Our results suggest that the need to develop the ANN predictive tools for evaluation of the performance of CO₂-EOR and storage in ROZs. We showed that the ANN models could achieve the high accuracy of prediction results by comparing it with reported data from five real fields in the Permian Basin. The reason for this excellent predictive performance because of the careful selection of the specific uncertainties parameters for training ANN models. Also, the blind testing process is fundamental to verify the accuracy of ANN models. Many studies using ANN without consideration of the blind testing network. This issue should not ignore when we developed the ANN models.

We recognized that each ANN model is case-specific, which means the ANN model built for one particular area cannot be used in another reservoir characteristic.
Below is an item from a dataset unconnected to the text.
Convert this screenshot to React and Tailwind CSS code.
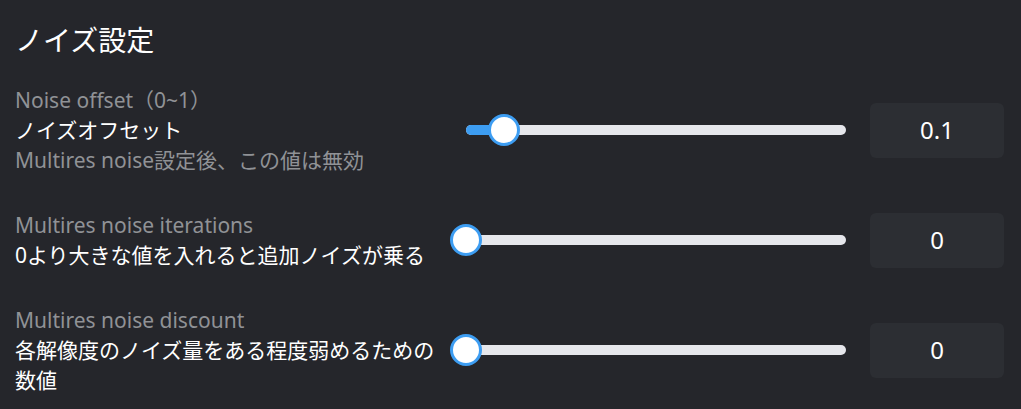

For instance, this study was developed for ROZs, so the ANN model from this work just applied in the ROZs field. However, the procedure is generated the DDM is easy to adapt for case by case. Also, the key element to producing the ANN model is the spatiotemporal database training. The more reservoir information comprised in the training database, the more accuracy the network training will be. We can adjust the number of reservoir parameters for “training” ANN model depended on the available information. Furthermore, the range of uncertainty parameters used in training models is significant. The selection specific range for training cases should refer to the literature or previous work. The ANN models might not give robust results if the models are tested on the properties out of the range of training cases.
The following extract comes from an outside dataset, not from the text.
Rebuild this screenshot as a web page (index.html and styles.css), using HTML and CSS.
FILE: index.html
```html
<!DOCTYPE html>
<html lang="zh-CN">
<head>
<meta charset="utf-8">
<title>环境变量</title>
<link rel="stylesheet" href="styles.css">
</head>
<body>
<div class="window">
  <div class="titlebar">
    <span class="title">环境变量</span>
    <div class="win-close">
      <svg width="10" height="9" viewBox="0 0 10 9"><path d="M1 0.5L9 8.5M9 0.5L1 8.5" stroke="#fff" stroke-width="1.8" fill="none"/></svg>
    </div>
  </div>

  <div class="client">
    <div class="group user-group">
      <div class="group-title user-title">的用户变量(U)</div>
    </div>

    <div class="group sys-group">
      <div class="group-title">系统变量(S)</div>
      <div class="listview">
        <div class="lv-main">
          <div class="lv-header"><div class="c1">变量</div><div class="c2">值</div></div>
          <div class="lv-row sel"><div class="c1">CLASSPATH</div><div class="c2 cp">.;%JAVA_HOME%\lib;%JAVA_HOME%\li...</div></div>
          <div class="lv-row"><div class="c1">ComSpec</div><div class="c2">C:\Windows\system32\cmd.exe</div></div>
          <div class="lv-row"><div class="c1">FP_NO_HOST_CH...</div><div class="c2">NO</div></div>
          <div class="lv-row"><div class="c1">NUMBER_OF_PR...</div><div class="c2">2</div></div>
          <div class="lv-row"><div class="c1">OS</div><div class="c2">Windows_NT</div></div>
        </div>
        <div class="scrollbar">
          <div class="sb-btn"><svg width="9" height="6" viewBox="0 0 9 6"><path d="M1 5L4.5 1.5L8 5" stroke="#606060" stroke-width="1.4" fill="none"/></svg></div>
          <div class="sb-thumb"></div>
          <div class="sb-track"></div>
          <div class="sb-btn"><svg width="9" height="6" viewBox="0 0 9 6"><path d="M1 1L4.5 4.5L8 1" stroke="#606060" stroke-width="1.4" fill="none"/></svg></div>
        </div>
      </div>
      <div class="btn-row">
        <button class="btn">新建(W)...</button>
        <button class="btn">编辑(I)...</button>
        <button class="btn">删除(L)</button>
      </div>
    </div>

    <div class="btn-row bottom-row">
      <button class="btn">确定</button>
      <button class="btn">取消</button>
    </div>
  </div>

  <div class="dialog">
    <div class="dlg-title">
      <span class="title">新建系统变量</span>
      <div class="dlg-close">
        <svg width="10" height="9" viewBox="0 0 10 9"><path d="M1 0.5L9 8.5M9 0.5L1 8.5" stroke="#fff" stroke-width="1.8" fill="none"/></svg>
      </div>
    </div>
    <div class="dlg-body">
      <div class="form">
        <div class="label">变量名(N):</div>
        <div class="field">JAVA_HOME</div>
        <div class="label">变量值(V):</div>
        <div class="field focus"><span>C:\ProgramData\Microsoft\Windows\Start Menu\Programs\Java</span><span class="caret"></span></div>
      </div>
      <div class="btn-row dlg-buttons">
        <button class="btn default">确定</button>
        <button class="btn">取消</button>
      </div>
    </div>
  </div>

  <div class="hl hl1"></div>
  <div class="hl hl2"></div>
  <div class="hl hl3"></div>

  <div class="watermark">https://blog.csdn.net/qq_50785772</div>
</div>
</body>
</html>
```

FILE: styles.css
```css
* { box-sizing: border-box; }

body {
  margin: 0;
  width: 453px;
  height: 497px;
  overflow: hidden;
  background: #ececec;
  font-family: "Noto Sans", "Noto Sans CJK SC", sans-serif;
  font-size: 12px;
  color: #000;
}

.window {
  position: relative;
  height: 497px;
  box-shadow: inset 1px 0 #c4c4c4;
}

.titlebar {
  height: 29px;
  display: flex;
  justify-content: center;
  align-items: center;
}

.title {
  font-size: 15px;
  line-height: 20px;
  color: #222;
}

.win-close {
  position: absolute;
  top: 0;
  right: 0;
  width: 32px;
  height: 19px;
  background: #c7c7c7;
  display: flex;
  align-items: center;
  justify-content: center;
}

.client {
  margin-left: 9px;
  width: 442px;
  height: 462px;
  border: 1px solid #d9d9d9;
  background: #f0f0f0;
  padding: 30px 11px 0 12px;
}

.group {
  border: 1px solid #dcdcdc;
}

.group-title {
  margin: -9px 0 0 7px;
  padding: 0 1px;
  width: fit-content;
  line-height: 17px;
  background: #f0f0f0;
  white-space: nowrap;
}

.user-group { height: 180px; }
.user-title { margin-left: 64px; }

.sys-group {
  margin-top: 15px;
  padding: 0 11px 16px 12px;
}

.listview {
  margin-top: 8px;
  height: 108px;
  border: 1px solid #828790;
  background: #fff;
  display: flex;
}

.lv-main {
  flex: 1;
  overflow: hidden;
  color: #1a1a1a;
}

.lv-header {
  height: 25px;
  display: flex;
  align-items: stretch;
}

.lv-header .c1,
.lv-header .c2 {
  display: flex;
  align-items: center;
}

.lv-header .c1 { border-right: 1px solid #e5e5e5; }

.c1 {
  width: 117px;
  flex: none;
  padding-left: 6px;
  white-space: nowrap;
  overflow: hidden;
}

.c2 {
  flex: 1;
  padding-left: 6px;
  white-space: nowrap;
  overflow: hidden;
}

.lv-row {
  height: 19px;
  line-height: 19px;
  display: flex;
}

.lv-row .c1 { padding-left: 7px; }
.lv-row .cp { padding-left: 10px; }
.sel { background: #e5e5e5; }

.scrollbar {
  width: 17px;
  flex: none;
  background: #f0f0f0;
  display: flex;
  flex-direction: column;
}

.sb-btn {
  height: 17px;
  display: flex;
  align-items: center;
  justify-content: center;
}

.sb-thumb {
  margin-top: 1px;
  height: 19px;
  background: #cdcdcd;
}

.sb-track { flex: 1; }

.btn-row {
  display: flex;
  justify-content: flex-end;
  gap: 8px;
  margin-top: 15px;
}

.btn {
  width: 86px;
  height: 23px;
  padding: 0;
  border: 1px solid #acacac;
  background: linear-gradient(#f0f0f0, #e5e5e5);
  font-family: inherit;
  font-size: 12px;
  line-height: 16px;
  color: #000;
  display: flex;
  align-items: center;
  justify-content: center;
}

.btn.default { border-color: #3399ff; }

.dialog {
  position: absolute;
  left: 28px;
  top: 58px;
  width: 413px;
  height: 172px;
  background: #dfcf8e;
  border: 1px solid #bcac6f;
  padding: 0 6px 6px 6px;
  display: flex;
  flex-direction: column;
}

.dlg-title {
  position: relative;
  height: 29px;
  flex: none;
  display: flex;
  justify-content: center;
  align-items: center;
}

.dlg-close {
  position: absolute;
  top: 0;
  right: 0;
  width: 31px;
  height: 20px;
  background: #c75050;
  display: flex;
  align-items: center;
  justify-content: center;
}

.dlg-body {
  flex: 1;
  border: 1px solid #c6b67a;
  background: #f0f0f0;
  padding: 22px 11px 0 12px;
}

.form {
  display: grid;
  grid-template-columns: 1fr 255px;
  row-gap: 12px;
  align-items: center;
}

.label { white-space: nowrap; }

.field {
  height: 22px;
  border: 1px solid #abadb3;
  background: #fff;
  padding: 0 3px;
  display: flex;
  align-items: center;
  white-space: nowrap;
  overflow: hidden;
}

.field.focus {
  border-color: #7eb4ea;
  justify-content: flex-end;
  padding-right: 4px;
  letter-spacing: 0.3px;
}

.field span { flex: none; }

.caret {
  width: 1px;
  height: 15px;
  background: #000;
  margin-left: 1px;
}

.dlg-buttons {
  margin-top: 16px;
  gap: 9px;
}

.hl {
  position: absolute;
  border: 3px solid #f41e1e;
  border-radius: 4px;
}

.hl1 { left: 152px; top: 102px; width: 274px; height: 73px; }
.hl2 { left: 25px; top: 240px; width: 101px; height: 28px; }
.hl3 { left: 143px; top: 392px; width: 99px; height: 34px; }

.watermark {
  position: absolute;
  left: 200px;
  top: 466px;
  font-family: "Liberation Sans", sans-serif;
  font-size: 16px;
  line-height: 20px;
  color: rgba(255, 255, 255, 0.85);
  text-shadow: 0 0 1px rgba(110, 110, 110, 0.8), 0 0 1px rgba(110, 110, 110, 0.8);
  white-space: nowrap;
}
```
Our findings find that the number of simulation jobs is an important component for hand-shaking reservoir simulation and machine learning tools to develop the ANN models.

This work was used 351 samples for training and blind testing network purpose. Note that increasing the numerical samples led to improve predictive models. Thus, the difference between predictive results and field report data is less than 8%. While the other study used 250 samples for a generation, the predictive empirical models to get a difference less than 10%⁷. The issue of the numerical samples was not raised when using ANN for predictive the performance of CO₂-EOR and storage^22,36. Also, these past studies did not pay attention to verification sample blind test results. However, our work was clearly expressed the performance of predictive models before “employ” the ANN model for prediction in the real field application.

Furthermore, our study was demonstrated the application perspective of the developed ANN model by coupling with PSO to speed up the optimization process. The advantage of ANN models could support conventional reservoir simulator to reduce time-consuming for engineering applications such as sensitivity analysis and optimization aspect.

In summary, our study proposes an innovative framework for “generation” robust and high accuracy ANN models. In order to reproduce the proposed method, it is recommended hitherto for other CO₂ storage “formation” such as saline aquifers, depleted hydrocarbon reservoirs, and unconventional reservoirs. A probable limitation of data-driven models is applicable to different geology characteristics. However, our work claims that the selection uncertainty variables for the training scheme would reduce the weakness of data-driven models. Therefore, this methodology could be applied in the different aspects of CCUS, Enhanced Oil Recovery, reservoir engineering, and other science disciplines.

Conclusions

This study assessed the performance of CO₂-EOR and storage in Residual Oil Zones using Artificial Neural Networks. It explored the applicable of data-driven models for prediction field oil recovery, CO₂ stored, and CO₂ retained in the real field ROZs in the Permian basin (USA). The following key points could be drawn based on the findings of this work:

1. 1.

   Numerical reservoir simulation of residual oil zones was conducted to generate the training database utilized as input and output layer in ANN data-driven model design. This study was created 351 numerical simulation jobs for the spatiotemporal database to collect the objective function included CO₂ oil production, CO₂ stored, and CO₂ retained in the ROZs reservoir model.

2. 2.

   The developed ANN model was built with the optimal design of architecture comprising of 7 hidden layers and 20 neurons of each hidden layers , minimum Mean Square Error, the maximum correlation factor (R²) of testing data set. As the verification, the blind testing results revealed that the R² was higher than 0.99, and the overall training had a low MSE of less than 2%.

3. 3.

   As a real field application, data-driven models were applied for five ROZs fields in the Permian basin, USA. We found that the ANN models can achieve an excellent forecast of oil recovery that fits excellent with the report data conducted by Koperna and Kuuskraa²². Furthermore, the ANN models can also be adapted to predict the CO₂ storage capacity in multiple ROZs. The excellent agreement of the predictive CO₂ stored results was compared with the data in the work of Chen and Pawar⁷. Also, to the best of our knowledge, the CO₂-EOR and storage capacity has not been investigated in ROZs by using data-driven ANN models.

4. 4.

   The proposed ANN models can predict the CO₂-EOR and storage performance with high accuracy in ROZs. Our findings suggest that the developed models can be reproduced and applied in the other aspect of EOR and CO₂ sequestration, such as prediction trapping index, CO₂ leakage from the cap-rock or CO₂ plume migration area. Besides, the proposed data-driven modelling workflow is supposed very useful in researches and practical applications, especially the intelligence techniques that are commonly developed and utilized.

5. 5.

   The proposed data-driven model can be linked with commercial simulation packages such as CMG or ECLIPSE to enhance their ability and accuracy for forecasting the CO₂-EOR and storage performances in geological formations.

6. 6.

   The developed ANN models could integrate with other optimization algorithms to improve the speed of the optimization process.